Leave the pictures out. Return all other data exactly.

--- DATA ---

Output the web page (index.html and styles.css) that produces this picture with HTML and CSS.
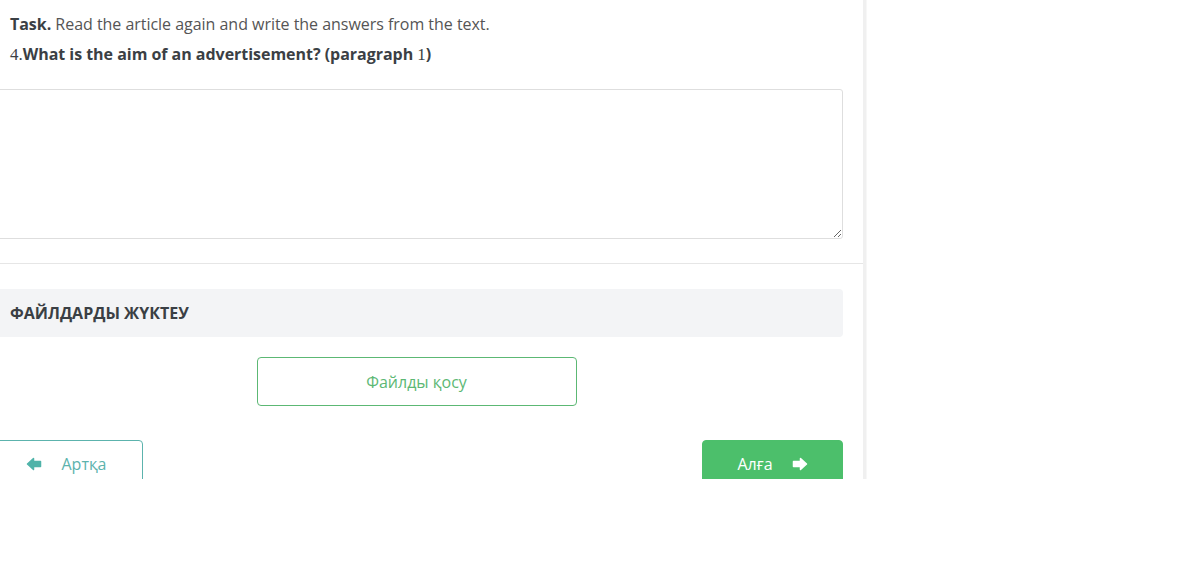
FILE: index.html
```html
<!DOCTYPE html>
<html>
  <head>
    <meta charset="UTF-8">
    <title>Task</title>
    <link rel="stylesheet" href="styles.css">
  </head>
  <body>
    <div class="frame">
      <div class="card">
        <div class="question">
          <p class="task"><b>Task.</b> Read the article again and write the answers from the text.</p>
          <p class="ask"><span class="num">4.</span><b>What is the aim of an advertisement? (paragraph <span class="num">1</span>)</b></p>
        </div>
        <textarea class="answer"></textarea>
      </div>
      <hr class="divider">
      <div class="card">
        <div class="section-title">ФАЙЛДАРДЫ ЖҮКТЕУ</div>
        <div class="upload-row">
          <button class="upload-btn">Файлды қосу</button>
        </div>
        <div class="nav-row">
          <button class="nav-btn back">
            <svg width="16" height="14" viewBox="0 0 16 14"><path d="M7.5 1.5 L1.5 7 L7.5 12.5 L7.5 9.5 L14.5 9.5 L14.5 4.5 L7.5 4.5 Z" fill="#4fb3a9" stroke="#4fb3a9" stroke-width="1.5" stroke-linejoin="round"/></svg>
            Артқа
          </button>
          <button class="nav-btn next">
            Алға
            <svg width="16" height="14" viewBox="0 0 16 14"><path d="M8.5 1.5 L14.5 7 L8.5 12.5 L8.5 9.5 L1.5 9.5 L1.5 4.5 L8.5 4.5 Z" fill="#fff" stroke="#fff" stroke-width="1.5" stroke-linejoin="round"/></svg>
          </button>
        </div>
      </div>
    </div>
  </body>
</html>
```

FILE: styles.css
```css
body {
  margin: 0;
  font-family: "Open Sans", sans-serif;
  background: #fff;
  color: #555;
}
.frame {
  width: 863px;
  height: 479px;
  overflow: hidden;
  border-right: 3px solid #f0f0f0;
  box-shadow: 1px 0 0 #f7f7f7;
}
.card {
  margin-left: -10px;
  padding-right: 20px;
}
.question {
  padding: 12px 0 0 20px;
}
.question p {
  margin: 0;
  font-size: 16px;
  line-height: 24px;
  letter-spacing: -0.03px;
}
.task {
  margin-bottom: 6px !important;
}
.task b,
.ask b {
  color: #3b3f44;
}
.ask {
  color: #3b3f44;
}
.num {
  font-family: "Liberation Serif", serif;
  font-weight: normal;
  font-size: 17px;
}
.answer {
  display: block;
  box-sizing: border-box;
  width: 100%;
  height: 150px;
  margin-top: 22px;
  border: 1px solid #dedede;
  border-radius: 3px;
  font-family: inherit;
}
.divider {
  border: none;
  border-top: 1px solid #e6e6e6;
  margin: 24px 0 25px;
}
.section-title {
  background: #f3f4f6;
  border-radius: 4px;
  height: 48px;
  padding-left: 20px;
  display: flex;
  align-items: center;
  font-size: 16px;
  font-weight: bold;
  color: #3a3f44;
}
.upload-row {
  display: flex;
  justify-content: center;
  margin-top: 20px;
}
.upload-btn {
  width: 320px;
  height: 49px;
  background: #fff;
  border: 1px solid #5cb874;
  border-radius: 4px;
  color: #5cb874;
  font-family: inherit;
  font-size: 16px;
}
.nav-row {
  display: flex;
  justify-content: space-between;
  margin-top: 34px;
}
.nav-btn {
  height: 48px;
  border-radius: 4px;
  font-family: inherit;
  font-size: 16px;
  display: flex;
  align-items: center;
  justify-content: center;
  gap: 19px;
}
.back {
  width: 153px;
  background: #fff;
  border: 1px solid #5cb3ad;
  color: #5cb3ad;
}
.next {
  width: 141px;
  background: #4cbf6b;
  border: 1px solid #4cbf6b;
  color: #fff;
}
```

---

ANSWER BELOW:
Output the web page (index.html and styles.css) that produces this picture with HTML and CSS.
FILE: index.html
```html
<!DOCTYPE html>
<html>
  <head>
    <meta charset="UTF-8">
    <title>Task</title>
    <link rel="stylesheet" href="styles.css">
  </head>
  <body>
    <div class="frame">
      <div class="card">
        <div class="question">
          <p class="task"><b>Task.</b> Read the article again and write the answers from the text.</p>
          <p class="ask"><span class="num">4.</span><b>What is the aim of an advertisement? (paragraph <span class="num">1</span>)</b></p>
        </div>
        <textarea class="answer"></textarea>
      </div>
      <hr class="divider">
      <div class="card">
        <div class="section-title">ФАЙЛДАРДЫ ЖҮКТЕУ</div>
        <div class="upload-row">
          <button class="upload-btn">Файлды қосу</button>
        </div>
        <div class="nav-row">
          <button class="nav-btn back">
            <svg width="16" height="14" viewBox="0 0 16 14"><path d="M7.5 1.5 L1.5 7 L7.5 12.5 L7.5 9.5 L14.5 9.5 L14.5 4.5 L7.5 4.5 Z" fill="#4fb3a9" stroke="#4fb3a9" stroke-width="1.5" stroke-linejoin="round"/></svg>
            Артқа
          </button>
          <button class="nav-btn next">
            Алға
            <svg width="16" height="14" viewBox="0 0 16 14"><path d="M8.5 1.5 L14.5 7 L8.5 12.5 L8.5 9.5 L1.5 9.5 L1.5 4.5 L8.5 4.5 Z" fill="#fff" stroke="#fff" stroke-width="1.5" stroke-linejoin="round"/></svg>
          </button>
        </div>
      </div>
    </div>
  </body>
</html>
```

FILE: styles.css
```css
body {
  margin: 0;
  font-family: "Open Sans", sans-serif;
  background: #fff;
  color: #555;
}
.frame {
  width: 863px;
  height: 479px;
  overflow: hidden;
  border-right: 3px solid #f0f0f0;
  box-shadow: 1px 0 0 #f7f7f7;
}
.card {
  margin-left: -10px;
  padding-right: 20px;
}
.question {
  padding: 12px 0 0 20px;
}
.question p {
  margin: 0;
  font-size: 16px;
  line-height: 24px;
  letter-spacing: -0.03px;
}
.task {
  margin-bottom: 6px !important;
}
.task b,
.ask b {
  color: #3b3f44;
}
.ask {
  color: #3b3f44;
}
.num {
  font-family: "Liberation Serif", serif;
  font-weight: normal;
  font-size: 17px;
}
.answer {
  display: block;
  box-sizing: border-box;
  width: 100%;
  height: 150px;
  margin-top: 22px;
  border: 1px solid #dedede;
  border-radius: 3px;
  font-family: inherit;
}
.divider {
  border: none;
  border-top: 1px solid #e6e6e6;
  margin: 24px 0 25px;
}
.section-title {
  background: #f3f4f6;
  border-radius: 4px;
  height: 48px;
  padding-left: 20px;
  display: flex;
  align-items: center;
  font-size: 16px;
  font-weight: bold;
  color: #3a3f44;
}
.upload-row {
  display: flex;
  justify-content: center;
  margin-top: 20px;
}
.upload-btn {
  width: 320px;
  height: 49px;
  background: #fff;
  border: 1px solid #5cb874;
  border-radius: 4px;
  color: #5cb874;
  font-family: inherit;
  font-size: 16px;
}
.nav-row {
  display: flex;
  justify-content: space-between;
  margin-top: 34px;
}
.nav-btn {
  height: 48px;
  border-radius: 4px;
  font-family: inherit;
  font-size: 16px;
  display: flex;
  align-items: center;
  justify-content: center;
  gap: 19px;
}
.back {
  width: 153px;
  background: #fff;
  border: 1px solid #5cb3ad;
  color: #5cb3ad;
}
.next {
  width: 141px;
  background: #4cbf6b;
  border: 1px solid #4cbf6b;
  color: #fff;
}
```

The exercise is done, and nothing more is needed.